[Begin]

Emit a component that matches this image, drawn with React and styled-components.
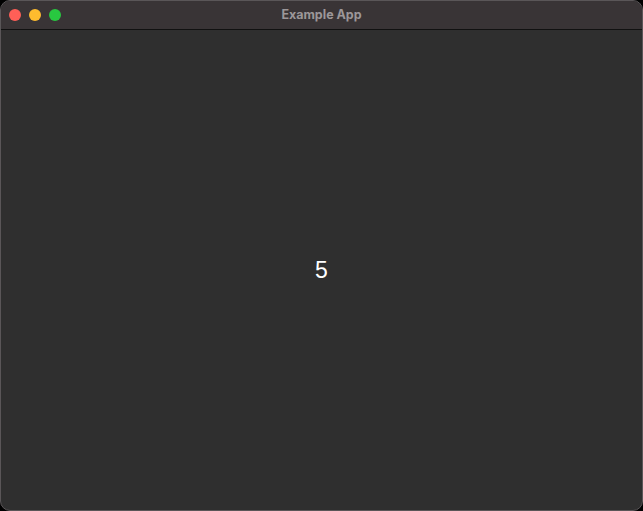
import React from "react";
import styled, { createGlobalStyle } from "styled-components";

const GlobalStyle = createGlobalStyle`
  html, body {
    margin: 0;
    padding: 0;
    background: #000;
  }
  #root {
    width: 643px;
    height: 511px;
  }
`;

const Window = styled.div`
  box-sizing: border-box;
  width: 643px;
  height: 511px;
  display: flex;
  flex-direction: column;
  border-radius: 10px;
  border: 1px solid #5a5658;
  overflow: hidden;
  background: #2f2f2f;
  font-family: Inter, "Liberation Sans", sans-serif;
`;

const TitleBar = styled.div`
  position: relative;
  height: 28px;
  flex-shrink: 0;
  display: flex;
  align-items: center;
  justify-content: center;
  background: #393436;
  border-bottom: 1px solid #111;
`;

const Lights = styled.div`
  position: absolute;
  left: 8px;
  top: 8px;
  display: flex;
  gap: 8px;
`;

const Light = styled.span`
  width: 12px;
  height: 12px;
  border-radius: 50%;
  background: ${(p) => p.color};
`;

const Title = styled.div`
  font-size: 12.5px;
  font-weight: 700;
  color: #9c9799;
  margin-bottom: 1px;
`;

const Content = styled.div`
  flex: 1;
  display: flex;
  align-items: center;
  justify-content: center;
  color: #fff;
  font-size: 23px;
  font-family: "Liberation Sans", Arial, sans-serif;
`;

const App = () => {
  return (
    <>
      <GlobalStyle />
      <Window>
        <TitleBar>
          <Lights>
            <Light color="#ff5f57" />
            <Light color="#febc2e" />
            <Light color="#28c840" />
          </Lights>
          <Title>Example App</Title>
        </TitleBar>
        <Content>5</Content>
      </Window>
    </>
  );
};

export default App;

[End]

_Exercise details:_ Copy the whole of the material above exactly, but not its images.

_Finished task:_
Emit a component that matches this image, drawn with React and styled-components.
import React from "react";
import styled, { createGlobalStyle } from "styled-components";

const GlobalStyle = createGlobalStyle`
  html, body {
    margin: 0;
    padding: 0;
    background: #000;
  }
  #root {
    width: 643px;
    height: 511px;
  }
`;

const Window = styled.div`
  box-sizing: border-box;
  width: 643px;
  height: 511px;
  display: flex;
  flex-direction: column;
  border-radius: 10px;
  border: 1px solid #5a5658;
  overflow: hidden;
  background: #2f2f2f;
  font-family: Inter, "Liberation Sans", sans-serif;
`;

const TitleBar = styled.div`
  position: relative;
  height: 28px;
  flex-shrink: 0;
  display: flex;
  align-items: center;
  justify-content: center;
  background: #393436;
  border-bottom: 1px solid #111;
`;

const Lights = styled.div`
  position: absolute;
  left: 8px;
  top: 8px;
  display: flex;
  gap: 8px;
`;

const Light = styled.span`
  width: 12px;
  height: 12px;
  border-radius: 50%;
  background: ${(p) => p.color};
`;

const Title = styled.div`
  font-size: 12.5px;
  font-weight: 700;
  color: #9c9799;
  margin-bottom: 1px;
`;

const Content = styled.div`
  flex: 1;
  display: flex;
  align-items: center;
  justify-content: center;
  color: #fff;
  font-size: 23px;
  font-family: "Liberation Sans", Arial, sans-serif;
`;

const App = () => {
  return (
    <>
      <GlobalStyle />
      <Window>
        <TitleBar>
          <Lights>
            <Light color="#ff5f57" />
            <Light color="#febc2e" />
            <Light color="#28c840" />
          </Lights>
          <Title>Example App</Title>
        </TitleBar>
        <Content>5</Content>
      </Window>
    </>
  );
};

export default App;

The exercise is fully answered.